> [GOAL] Every line that includes the word "Tailwind" is to be listed.

(Rows from a dataset of pages and code)

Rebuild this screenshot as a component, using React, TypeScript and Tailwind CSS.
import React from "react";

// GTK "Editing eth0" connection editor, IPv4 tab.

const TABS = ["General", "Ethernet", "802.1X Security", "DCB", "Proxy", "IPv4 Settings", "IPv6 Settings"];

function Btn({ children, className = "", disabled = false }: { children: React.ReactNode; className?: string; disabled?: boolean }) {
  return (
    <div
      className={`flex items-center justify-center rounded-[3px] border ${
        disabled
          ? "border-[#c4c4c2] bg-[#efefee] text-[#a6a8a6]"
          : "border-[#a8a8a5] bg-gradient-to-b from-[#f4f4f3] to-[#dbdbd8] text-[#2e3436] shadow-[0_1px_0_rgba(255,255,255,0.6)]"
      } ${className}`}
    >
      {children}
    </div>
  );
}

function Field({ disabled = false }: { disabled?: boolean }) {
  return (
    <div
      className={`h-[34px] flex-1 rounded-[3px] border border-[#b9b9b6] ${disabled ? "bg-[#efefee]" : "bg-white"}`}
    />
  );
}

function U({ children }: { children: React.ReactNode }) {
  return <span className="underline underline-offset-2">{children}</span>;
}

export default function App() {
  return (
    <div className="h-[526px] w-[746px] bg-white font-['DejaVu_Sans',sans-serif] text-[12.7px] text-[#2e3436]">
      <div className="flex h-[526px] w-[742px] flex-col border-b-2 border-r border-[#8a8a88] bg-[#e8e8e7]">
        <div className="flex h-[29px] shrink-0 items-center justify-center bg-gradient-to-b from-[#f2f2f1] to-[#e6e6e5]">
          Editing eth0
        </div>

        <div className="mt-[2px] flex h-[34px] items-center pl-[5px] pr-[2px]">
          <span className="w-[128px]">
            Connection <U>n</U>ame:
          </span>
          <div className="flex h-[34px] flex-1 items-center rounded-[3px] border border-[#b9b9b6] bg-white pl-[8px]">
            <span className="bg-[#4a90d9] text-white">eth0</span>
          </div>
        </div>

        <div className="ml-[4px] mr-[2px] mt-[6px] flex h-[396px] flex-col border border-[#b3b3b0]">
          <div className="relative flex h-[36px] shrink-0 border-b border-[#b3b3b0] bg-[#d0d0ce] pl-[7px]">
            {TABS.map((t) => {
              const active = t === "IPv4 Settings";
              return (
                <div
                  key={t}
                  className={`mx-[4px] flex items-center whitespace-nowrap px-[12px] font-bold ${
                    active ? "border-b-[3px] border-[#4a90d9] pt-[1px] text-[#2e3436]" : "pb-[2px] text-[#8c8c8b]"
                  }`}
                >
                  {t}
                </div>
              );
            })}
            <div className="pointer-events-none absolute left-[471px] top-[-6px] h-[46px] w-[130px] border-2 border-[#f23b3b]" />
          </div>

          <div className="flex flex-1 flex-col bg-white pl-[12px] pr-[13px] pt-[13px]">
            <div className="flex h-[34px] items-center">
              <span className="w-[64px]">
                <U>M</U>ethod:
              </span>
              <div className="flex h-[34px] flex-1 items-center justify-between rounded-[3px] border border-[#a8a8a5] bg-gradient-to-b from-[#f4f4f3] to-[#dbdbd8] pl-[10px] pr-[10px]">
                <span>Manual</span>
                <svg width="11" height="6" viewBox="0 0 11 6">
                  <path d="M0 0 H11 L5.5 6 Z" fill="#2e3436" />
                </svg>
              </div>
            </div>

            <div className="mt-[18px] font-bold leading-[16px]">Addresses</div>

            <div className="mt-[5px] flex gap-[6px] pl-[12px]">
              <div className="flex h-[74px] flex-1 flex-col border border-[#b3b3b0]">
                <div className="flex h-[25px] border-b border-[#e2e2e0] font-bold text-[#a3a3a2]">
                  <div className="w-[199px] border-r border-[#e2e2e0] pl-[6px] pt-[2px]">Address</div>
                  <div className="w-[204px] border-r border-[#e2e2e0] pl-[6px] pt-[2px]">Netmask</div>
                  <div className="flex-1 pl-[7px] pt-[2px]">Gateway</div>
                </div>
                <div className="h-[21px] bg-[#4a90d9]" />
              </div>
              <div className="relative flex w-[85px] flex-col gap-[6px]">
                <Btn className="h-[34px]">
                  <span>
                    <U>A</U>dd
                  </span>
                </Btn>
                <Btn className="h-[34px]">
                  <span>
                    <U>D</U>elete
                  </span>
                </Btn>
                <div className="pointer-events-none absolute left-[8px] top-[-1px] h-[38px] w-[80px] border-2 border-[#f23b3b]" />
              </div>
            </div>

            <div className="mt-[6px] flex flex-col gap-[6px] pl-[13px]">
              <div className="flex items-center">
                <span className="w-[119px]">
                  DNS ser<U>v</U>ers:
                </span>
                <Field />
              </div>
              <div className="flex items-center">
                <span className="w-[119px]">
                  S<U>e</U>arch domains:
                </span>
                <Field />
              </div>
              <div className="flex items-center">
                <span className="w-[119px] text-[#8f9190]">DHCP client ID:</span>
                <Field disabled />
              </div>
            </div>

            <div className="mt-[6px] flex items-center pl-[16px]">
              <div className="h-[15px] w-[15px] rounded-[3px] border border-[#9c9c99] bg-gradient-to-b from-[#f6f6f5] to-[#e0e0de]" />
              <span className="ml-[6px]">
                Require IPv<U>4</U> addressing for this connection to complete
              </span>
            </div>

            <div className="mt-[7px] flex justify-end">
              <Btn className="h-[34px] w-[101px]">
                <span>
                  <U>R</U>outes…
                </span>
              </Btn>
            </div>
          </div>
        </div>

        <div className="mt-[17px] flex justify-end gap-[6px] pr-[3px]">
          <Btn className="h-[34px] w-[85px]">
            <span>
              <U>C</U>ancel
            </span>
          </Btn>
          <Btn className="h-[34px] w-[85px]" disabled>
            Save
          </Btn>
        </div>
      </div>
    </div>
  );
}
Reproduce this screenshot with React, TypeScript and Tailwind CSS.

> [FINAL RESULT]
Rebuild this screenshot as a component, using React, TypeScript and Tailwind CSS.
Reproduce this screenshot with React, TypeScript and Tailwind CSS.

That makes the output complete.